Example: Constant Yield (Actuarial) Method

The Constant Yield (Actuarial) method is similar to the Simple Interest method except that to pay off the loan early, you may have to pay the full remaining principal and interest (which is precomputed.) The lender should then refund the unearned interest to you. (In some cases, the lender may deduct the unearned interest from the amount you owe to reduce the amount you must pay.) The other difference from the Simple Interest method is that you do not reduce the outstanding balance and the interest portion of subsequent payments by making extra monthly payments or unless you pay off the full loan balance. (Note: The Constant Yield (Actuarial) method may not give you the same net payoff as the Simple Interest method.)

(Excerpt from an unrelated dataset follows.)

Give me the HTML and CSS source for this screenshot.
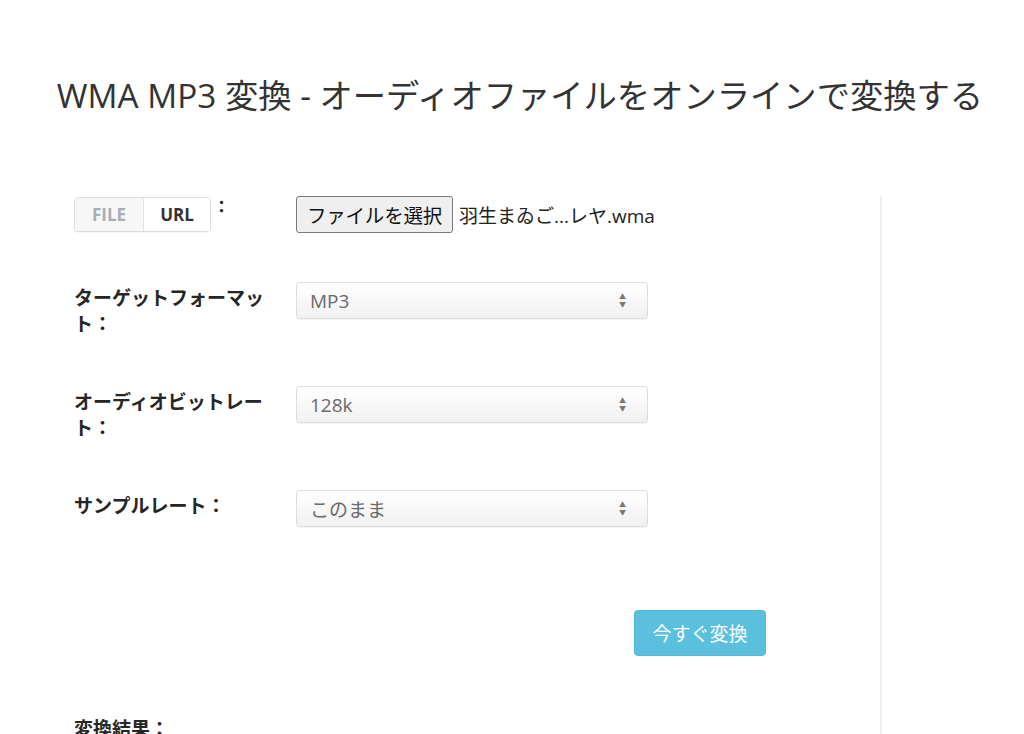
FILE: index.html
```html
<!DOCTYPE html>
<html lang="ja">
<head>
<meta charset="utf-8">
<title>WMA MP3 変換</title>
<link rel="stylesheet" href="styles.css">
</head>
<body>
<h1 class="title">WMA MP3 変換 - オーディオファイルをオンラインで変換する</h1>
<div class="wrap">
  <div class="main">
    <div class="row row-file">
      <div class="label label-toggle">
        <div class="toggle">
          <span class="seg seg-off">FILE</span><span class="seg seg-on">URL</span>
        </div><span class="colon">：</span>
      </div>
      <div class="control file-control">
        <span class="file-btn">ファイルを選択</span><span class="file-name">羽生まゐご...レヤ.wma</span>
      </div>
    </div>
    <div class="row">
      <div class="label">ターゲットフォーマット：</div>
      <div class="control">
        <div class="select"><span>MP3</span><span class="arrows">&#9650;<br>&#9660;</span></div>
      </div>
    </div>
    <div class="row">
      <div class="label">オーディオビットレート：</div>
      <div class="control">
        <div class="select"><span>128k</span><span class="arrows">&#9650;<br>&#9660;</span></div>
      </div>
    </div>
    <div class="row">
      <div class="label">サンプルレート：</div>
      <div class="control">
        <div class="select"><span>このまま</span><span class="arrows">&#9650;<br>&#9660;</span></div>
      </div>
    </div>
    <div class="actions">
      <span class="convert-btn">今すぐ変換</span>
    </div>
    <div class="result-label">変換結果：</div>
  </div>
</div>
</body>
</html>
```

FILE: styles.css
```css
html, body {
  margin: 0;
  padding: 0;
  background: #fff;
}
body {
  font-family: "Open Sans", "Noto Sans CJK JP", sans-serif;
  color: #333;
  overflow: hidden;
  height: 734px;
}
.title {
  margin: 0;
  padding: 72px 0 0 16px;
  font-size: 33.3px;
  font-weight: 400;
  line-height: 46px;
  text-align: center;
  color: #333;
  white-space: nowrap;
}
.wrap {
  display: flex;
  padding-left: 74px;
  margin-top: 78px;
}
.main {
  width: 806px;
  border-right: 2px solid #eeeeee;
  min-height: 600px;
}
.row {
  display: grid;
  grid-template-columns: 222px 352px;
  align-items: start;
  height: 104px;
}
.row-file {
  height: 86px;
  grid-template-columns: 222px auto;
}
.label {
  font-size: 19px;
  font-weight: 700;
  line-height: 26px;
  width: 200px;
  padding-top: 3px;
  color: #262626;
}
.label-toggle {
  display: flex;
  align-items: flex-start;
  width: auto;
  padding-top: 1px;
}
.toggle {
  display: flex;
  border: 1px solid #dcdcdc;
  border-radius: 4px;
  height: 33px;
  overflow: hidden;
  box-shadow: 0 1px 1px rgba(0,0,0,0.04);
}
.seg {
  display: flex;
  align-items: center;
  justify-content: center;
  font-size: 17px;
  font-weight: 700;
}
.seg-off {
  width: 68px;
  color: #a6adb6;
  background: #f7f7f7;
  border-right: 1px solid #e2e2e2;
}
.seg-on {
  width: 66px;
  color: #333;
  background: #fff;
}
.colon {
  font-size: 17px;
  font-weight: 700;
  line-height: 26px;
  margin-left: 2px;
  margin-top: -3px;
}
.file-control {
  display: flex;
  align-items: center;
  white-space: nowrap;
}
.file-btn {
  flex-shrink: 0;
  display: inline-flex;
  align-items: center;
  justify-content: center;
  box-sizing: border-box;
  width: 157px;
  height: 37px;
  border: 1px solid #7a7a7a;
  border-radius: 3px;
  background: #efefef;
  font-size: 19.5px;
  color: #111;
  letter-spacing: -0.2px;
}
.file-name {
  font-size: 19px;
  color: #222;
  margin-left: 6px;
}
.select {
  box-sizing: border-box;
  height: 37px;
  width: 352px;
  border: 1px solid #dddddd;
  border-radius: 4px;
  background: linear-gradient(#ffffff, #f1f1f1);
  display: flex;
  align-items: center;
  justify-content: space-between;
  padding: 0 21px 0 13px;
  font-size: 19px;
  color: #6a6a6a;
  box-shadow: 0 1px 1px rgba(0,0,0,0.05);
}
.arrows {
  font-size: 7px;
  line-height: 8px;
  color: #777;
  text-align: center;
}
.actions {
  display: flex;
  padding-left: 560px;
  padding-top: 16px;
}
.convert-btn {
  display: inline-flex;
  align-items: center;
  justify-content: center;
  width: 132px;
  height: 46px;
  border-radius: 4px;
  background: #5bc0de;
  color: #fff;
  font-size: 19px;
  border: 1px solid #52b8d7;
  box-sizing: border-box;
}
.result-label {
  margin-top: 60px;
  font-size: 19px;
  font-weight: 700;
  line-height: 26px;
  color: #262626;
}
```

      Amount financed    $18,800.00
      Term48 months
      APR    9.00%
      Monthly payment$467.84

First payment interest = $18,800 × 9% ÷ 12 = $141.00
First payment principal = $467.84 – $141.00 = $326.84
End of month 1 net loan balance = $18,800.00 – $326.84 = $18,473.16
Second payment interest = $18,473.16 × 9% ÷ 12 = $138.55
Second payment principal = $467.84 – $138.55 = $329.29
End of month 2 net loan balance = $18,473.16 – $329.29 = $18,143.87
Full-term interest = ($467.84 × 48) – $18,800 = $3,656.32

Additional payments do not reduce the loan balance in the month paid, so if a $1,000 payment is made at the end of month 1, it is treated as prepayment of the monthly payments due at the end of months 2 and 3. If the remaining payments are made on time or within the grace period, there is no savings of the full-term projected interest because the amount of interest in each payment is precomputed. If there are no prepayments of principal and the loan is prepaid after 24 payments, the balance will be the same as the balance under the Simple Interest method but $54.81 lower than the balance under the Rule of 78 method.